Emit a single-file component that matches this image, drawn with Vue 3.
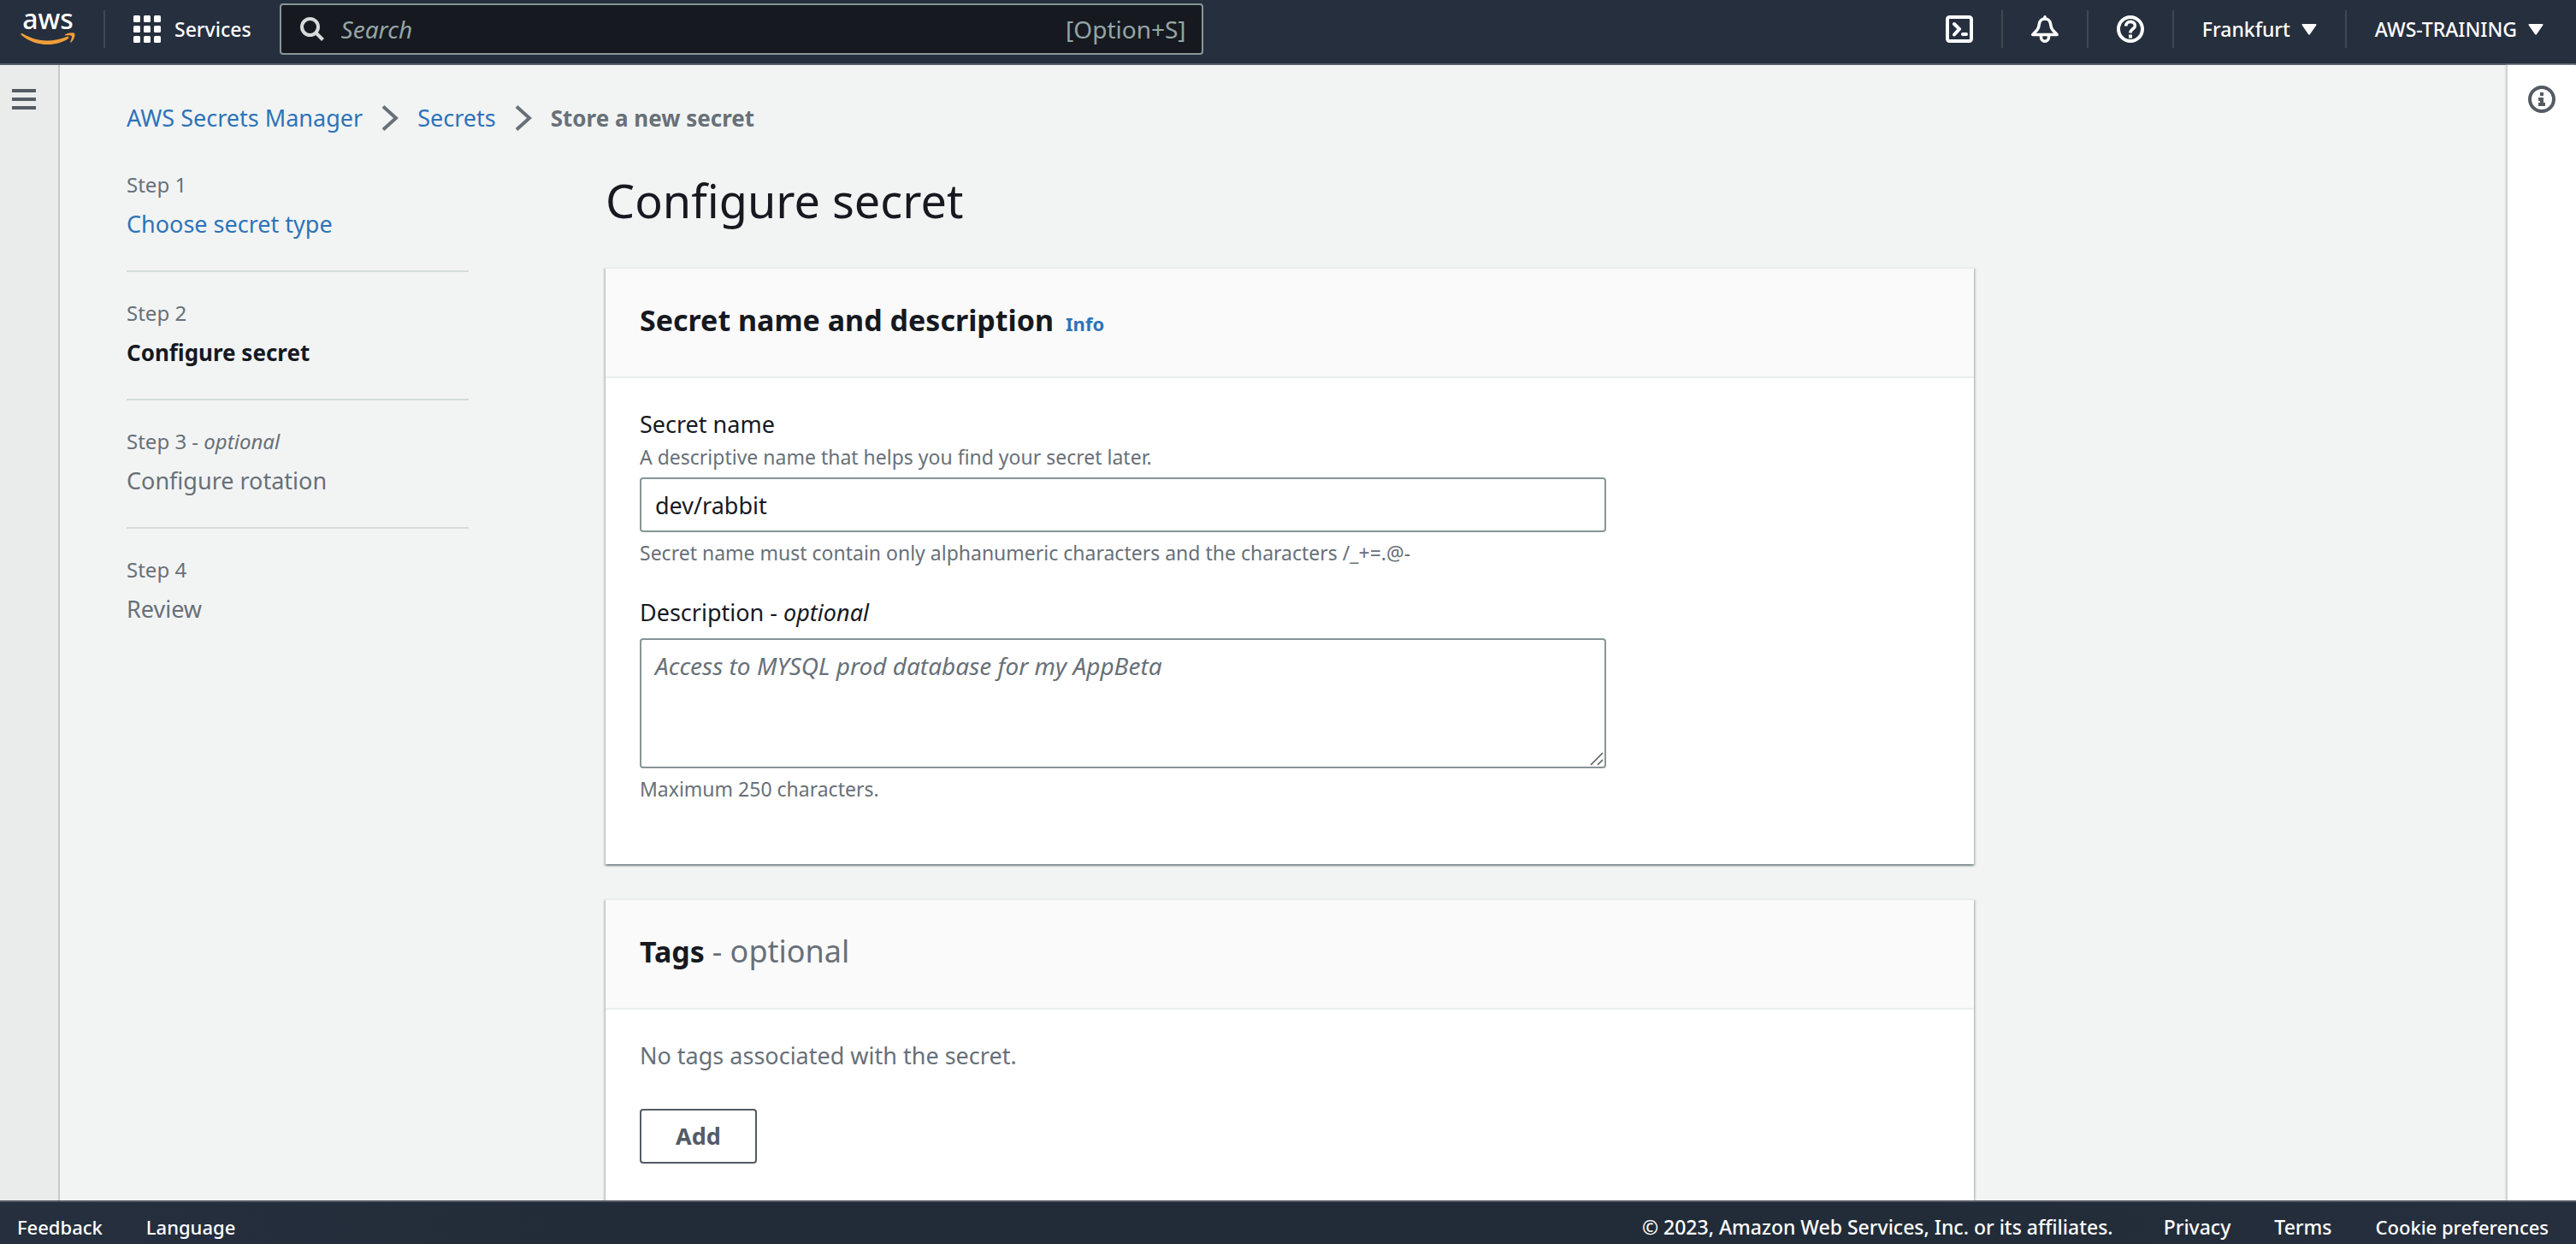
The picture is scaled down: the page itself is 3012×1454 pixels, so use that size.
<script setup>
import { ref } from 'vue'

const secretName = ref('dev/rabbit')
const description = ref('')
const search = ref('')

const steps = [
  { label: 'Step 1', title: 'Choose secret type', state: 'done' },
  { label: 'Step 2', title: 'Configure secret', state: 'current' },
  { label: 'Step 3', optional: true, title: 'Configure rotation', state: 'todo' },
  { label: 'Step 4', title: 'Review', state: 'todo' }
]
</script>

<template>
  <div class="console">
    <header class="topbar">
      <a href="#" class="logo" aria-label="AWS home">
        <span class="logo-text">aws</span>
        <svg class="smile" viewBox="0 0 64 16" aria-hidden="true">
          <path d="M.5 2.200C.2.900 1.300.7 2.300 1.300 12 6.800 21 9.500 31 9.500c8 0 16-1.700 23.500-4.700 1.800-.6 3 1 1.500 2.200C49.500 11.700 40.500 14 32 14 20 14 9 9.800 1 2.900z" fill="#f19e38" />
          <path d="M52 2.600C55.500.2 61.800-.2 63 1c1.300 1.500 0 7.300-3.600 10.300-.8.6-1.500.2-1.200-.6.900-2.200 2.300-5.600 1.500-6.700-.9-1.100-4.700-.7-7.200-.4-.8 0-1-.6-.5-1z" fill="#f19e38" />
        </svg>
      </a>
      <span class="divider"></span>
      <button type="button" class="nav-btn services">
        <svg class="icon-32" viewBox="0 0 32 32" aria-hidden="true" fill="#fff">
          <template v-for="r in 3" :key="r">
            <rect v-for="c in 3" :key="c" :x="(c - 1) * 12" :y="(r - 1) * 12" width="8" height="8" rx="1.500" />
          </template>
        </svg>
        Services
      </button>
      <label class="search">
        <svg class="icon-28" viewBox="0 0 28 28" aria-hidden="true" fill="none" stroke="#d5dbdb" stroke-width="4">
          <circle cx="11.500" cy="11.500" r="9.500" />
          <path d="M18 18l8.500 8.500" />
        </svg>
        <input v-model="search" type="text" placeholder="Search" aria-label="Search" />
        <span>[Option+S]</span>
      </label>
      <nav class="tools" aria-label="Account">
        <button type="button" class="nav-btn" aria-label="CloudShell">
          <svg class="icon-32" viewBox="0 0 32 32" fill="none" stroke="#fff" stroke-width="4" stroke-linejoin="round" stroke-linecap="round">
            <rect x="2" y="2" width="28" height="28" rx="2.500" />
            <path d="M10 10l6 6-6 6.500" />
            <path d="M20 22h4" />
          </svg>
        </button>
        <span class="divider"></span>
        <button type="button" class="nav-btn" aria-label="Notifications">
          <svg class="icon-32" viewBox="0 0 32 32" fill="none" stroke="#fff" stroke-width="3.500" stroke-linejoin="round" stroke-linecap="round">
            <path d="M16 1.800v2" />
            <path d="M16 4c-3.800 0-6.200 2.600-6.600 6-.4 3.600-.9 5.200-2.400 7L1.800 22.400h28.400L25 17c-1.500-1.800-2-3.400-2.400-7-.4-3.400-2.800-6-6.600-6z" />
            <path d="M11.500 23v2.500a4.500 4.800 0 0 0 9 0V23" />
          </svg>
        </button>
        <span class="divider"></span>
        <button type="button" class="nav-btn" aria-label="Help">
          <svg class="icon-32" viewBox="0 0 32 32" fill="none" stroke="#fff">
            <circle cx="16" cy="16" r="14" stroke-width="4" />
            <path d="M10.800 12.500c0-7 10.600-6.500 10.600-.6 0 4.200-5.400 3.600-5.400 8.600" stroke-width="3.600" />
            <path d="M14 22.500h4v4h-4z" fill="#fff" stroke="none" />
          </svg>
        </button>
        <span class="divider"></span>
        <button type="button" class="nav-btn menu">
          Frankfurt
          <svg class="caret" viewBox="0 0 18 13" aria-hidden="true"><path d="M1.500 0h15q1.500 0 .8 1.500L10 12q-1 1.500-2 0L.7 1.500Q0 0 1.500 0z" fill="#fff" /></svg>
        </button>
        <span class="divider"></span>
        <button type="button" class="nav-btn menu">
          AWS-TRAINING
          <svg class="caret" viewBox="0 0 18 13" aria-hidden="true"><path d="M1.500 0h15q1.500 0 .8 1.500L10 12q-1 1.500-2 0L.7 1.500Q0 0 1.500 0z" fill="#fff" /></svg>
        </button>
      </nav>
    </header>

    <div class="body">
      <aside class="rail rail-left">
        <button type="button" aria-label="Open navigation">
          <svg class="burger" viewBox="0 0 28 24" fill="#545b64"><path d="M0 0h28v4H0zM0 10h28v4H0zM0 20h28v4H0z" /></svg>
        </button>
      </aside>

      <div class="content">
        <nav class="crumbs" aria-label="Breadcrumb">
          <a href="#">AWS Secrets Manager</a>
          <svg class="chevron" viewBox="0 0 20 30" fill="none" stroke="#687078" stroke-width="4"><path d="M2 1.500L17 15 2 28.500" /></svg>
          <a href="#">Secrets</a>
          <svg class="chevron" viewBox="0 0 20 30" fill="none" stroke="#687078" stroke-width="4"><path d="M2 1.500L17 15 2 28.500" /></svg>
          <strong>Store a new secret</strong>
        </nav>

        <div class="wizard">
          <ol class="steps">
            <li v-for="step in steps" :key="step.label">
              <small>{{ step.label }}<template v-if="step.optional"> - <em>optional</em></template></small>
              <a v-if="step.state === 'done'" href="#">{{ step.title }}</a>
              <span v-else :class="step.state">{{ step.title }}</span>
            </li>
          </ol>

          <main class="form">
            <h1>Configure secret</h1>

            <section class="card">
              <header class="card-head">
                <h2>Secret name and description</h2>
                <a href="#" class="info">Info</a>
              </header>
              <div class="card-body">
                <div class="field">
                  <label for="secret-name">Secret name</label>
                  <p class="hint">A descriptive name that helps you find your secret later.</p>
                  <input id="secret-name" v-model="secretName" type="text" class="control" />
                  <p class="note">Secret name must contain only alphanumeric characters and the characters /_+=.@-</p>
                </div>
                <div class="field">
                  <label for="description">Description - <em>optional</em></label>
                  <div class="area">
                    <textarea id="description" v-model="description" class="control" placeholder="Access to MYSQL prod database for my AppBeta"></textarea>
                    <svg class="grip" viewBox="0 0 16 16" fill="none" stroke="#555" stroke-width="1.500"><path d="M1 15L15 1M9 15l6-6" /></svg>
                  </div>
                  <p class="note">Maximum 250 characters.</p>
                </div>
              </div>
            </section>

            <section class="card">
              <header class="card-head">
                <h2>Tags <span>- optional</span></h2>
              </header>
              <div class="card-body">
                <p class="empty">No tags associated with the secret.</p>
                <button type="button" class="add">Add</button>
              </div>
            </section>
          </main>
        </div>
      </div>

      <aside class="rail rail-right">
        <button type="button" aria-label="Open help panel">
          <svg class="icon-32" viewBox="0 0 32 32">
            <circle cx="16" cy="16" r="14" fill="none" stroke="#545b64" stroke-width="4" />
            <path d="M14 8h4v4h-4zM12 14h6v6h2v4h-8v-4h2v-2h-2z" fill="#545b64" />
          </svg>
        </button>
      </aside>
    </div>

    <footer class="footer">
      <button type="button">Feedback</button>
      <button type="button">Language</button>
      <span class="copyright">© 2023, Amazon Web Services, Inc. or its affiliates.</span>
      <a href="#" class="legal">Privacy</a>
      <a href="#" class="legal">Terms</a>
      <a href="#">Cookie preferences</a>
    </footer>
  </div>
</template>

<style>
body {
  margin: 0;
  background: #f2f3f3;
}
</style>

<style scoped>
* {
  box-sizing: border-box;
}

.console {
  display: flex;
  flex-direction: column;
  height: 100vh;
  overflow: hidden;
  background: #f2f4f4;
  color: #16191f;
  font-family: "Noto Sans", "Open Sans", sans-serif;
  font-size: 27px;
  line-height: 44px;
}

button {
  margin: 0;
  padding: 0;
  border: 0;
  background: none;
  color: inherit;
  font: inherit;
  cursor: pointer;
}

a {
  color: #2e73b8;
  text-decoration: none;
}

p,
h1,
h2 {
  margin: 0;
}

svg {
  display: block;
  flex: none;
}

.icon-32 {
  width: 32px;
  height: 32px;
}

.icon-28 {
  width: 28px;
  height: 28px;
}

/* Top bar */
.topbar {
  display: flex;
  flex: none;
  align-items: center;
  height: 76px;
  padding: 0 38px 6px 24px;
  border-bottom: 2px solid #545b64;
  background: #262f3e;
  color: #fff;
  font-size: 23px;
  font-weight: 500;
}

.logo {
  display: flex;
  flex-direction: column;
  align-self: flex-start;
  align-items: center;
  width: 64px;
  margin-right: 33px;
  color: #fff;
}

.logo-text {
  font-size: 32px;
  line-height: 44px;
}

.smile {
  width: 64px;
  height: 16px;
  margin-top: -6px;
}

.divider {
  flex: none;
  width: 2px;
  height: 44px;
  background: #414750;
}

.nav-btn {
  display: flex;
  align-items: center;
  white-space: nowrap;
}

.services {
  gap: 16px;
  margin: 0 33px;
}

.search {
  display: flex;
  align-items: center;
  width: 1080px;
  height: 60px;
  padding: 0 18px 0 22px;
  border: 2px solid #879596;
  border-radius: 4px;
  background: #16191f;
  color: #95a5a6;
  font-size: 28px;
  font-weight: 400;
}

.search input {
  flex: 1;
  min-width: 0;
  padding: 0 20px;
  border: 0;
  outline: 0;
  background: none;
  color: inherit;
  font: inherit;
}

.search input::placeholder {
  color: #95a5a6;
  font-style: italic;
  opacity: 1;
}

.tools {
  display: flex;
  align-items: center;
  gap: 33px;
  margin-left: auto;
}

.menu {
  gap: 13px;
}

.caret {
  width: 18px;
  height: 13px;
}

/* Page frame */
.body {
  display: flex;
  flex: 1;
  min-height: 0;
}

.rail {
  display: flex;
  flex: none;
  justify-content: center;
  align-items: flex-start;
  padding-top: 24px;
}

.rail-left {
  width: 70px;
  padding-top: 28px;
  padding-right: 12px;
  border-right: 2px solid #c6cacb;
  background: #eaecec;
}

.rail-right {
  width: 81px;
  border-left: 1px solid #d0d4d5;
  background: #fff;
  box-shadow: -1px 0 2px #c3c8c9;
}

.burger {
  width: 28px;
  height: 24px;
}

.content {
  flex: 1;
  min-width: 0;
  padding: 40px 78px 0;
  overflow: hidden;
}

.crumbs {
  display: flex;
  align-items: center;
  gap: 22px;
}

.crumbs strong {
  color: #687078;
  font-size: 26px;
}

.chevron {
  width: 20px;
  height: 30px;
}

.wizard {
  display: flex;
  gap: 160px;
  padding-top: 34px;
}

/* Steps */
.steps {
  flex: none;
  width: 400px;
  margin: 0;
  padding: 0;
  list-style: none;
}

.steps li {
  display: flex;
  flex-direction: column;
  gap: 2px;
  height: 124px;
  margin-bottom: 26px;
  border-bottom: 2px solid #d5dbdb;
  color: #687078;
}

.steps li:last-child {
  border-bottom: 0;
}

.steps small {
  font-size: 24px;
}

.steps .current {
  color: #16191f;
  font-size: 26px;
  font-weight: 700;
}

/* Form */
.form {
  flex: 1;
  max-width: 1600px;
}

h1 {
  font-size: 54px;
  font-weight: 400;
  line-height: 80px;
}

.card {
  margin-bottom: 40px;
  border-top: 2px solid #eaeded;
  background: #fff;
  box-shadow: 0 2px 2px rgba(0, 28, 36, 0.3), 2px 2px 2px rgba(0, 28, 36, 0.15), -2px 2px 2px rgba(0, 28, 36, 0.15);
}

h1 + .card {
  margin-top: 38px;
}

.card-head {
  display: flex;
  align-items: baseline;
  gap: 14px;
  padding: 36px 40px 42px;
  border-bottom: 2px solid #eaeded;
  background: #fafafa;
}

h2 {
  font-size: 34px;
  line-height: 48px;
}

h2 span {
  color: #687078;
  font-size: 36px;
  font-weight: 400;
  line-height: 1;
}

.info {
  font-size: 22px;
  font-weight: 700;
  line-height: 32px;
}

.card-body {
  padding: 32px 40px 72px;
}

.field {
  display: flex;
  flex-direction: column;
  max-width: 1130px;
}

.field + .field {
  margin-top: 32px;
}

.hint,
.note {
  color: #687078;
  font-size: 23px;
  line-height: 32px;
}

.hint {
  margin-bottom: 8px;
}

.note {
  margin-top: 8px;
}

.control {
  display: block;
  width: 100%;
  height: 64px;
  padding: 0 16px;
  border: 2px solid #879596;
  border-radius: 4px;
  outline: 0;
  background: #fff;
  color: #16191f;
  font: inherit;
}

.area {
  position: relative;
  margin-top: 8px;
}

textarea.control {
  height: 152px;
  padding: 8px 16px;
  font-size: 28px;
  resize: none;
}

textarea::placeholder {
  color: #687078;
  font-style: italic;
  opacity: 1;
}

.grip {
  position: absolute;
  right: 3px;
  bottom: 3px;
  width: 16px;
  height: 16px;
}

.empty {
  margin-bottom: 40px;
  color: #687078;
}

.add {
  height: 64px;
  padding: 0 40px;
  border: 2px solid #545b64;
  border-radius: 4px;
  color: #545b64;
  font-weight: 700;
}

/* Footer */
.footer {
  display: flex;
  flex: none;
  align-items: center;
  gap: 51px;
  height: 51px;
  padding: 9px 32px 0 20px;
  border-top: 2px solid #545b64;
  background: linear-gradient(90deg, #262f3e, #222c38 25%, #222c38 75%, #262f3e);
  color: #fff;
  font-size: 22px;
  font-weight: 500;
  line-height: 32px;
  white-space: nowrap;
}

.footer a {
  color: #fff;
}

.copyright,
.legal {
  font-size: 23px;
}

.copyright {
  margin-left: auto;
  padding-right: 8px;
}
</style>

-- -- --

* _DESCRIPTION OF THE TASK_:
Give back exactly the lines from the first line of the data through the line with "const search = ref('')", pictures excluded.

* _SOLVED EXERCISE_:
Emit a single-file component that matches this image, drawn with Vue 3.
The picture is scaled down: the page itself is 3012×1454 pixels, so use that size.
<script setup>
import { ref } from 'vue'

const secretName = ref('dev/rabbit')
const description = ref('')
const search = ref('')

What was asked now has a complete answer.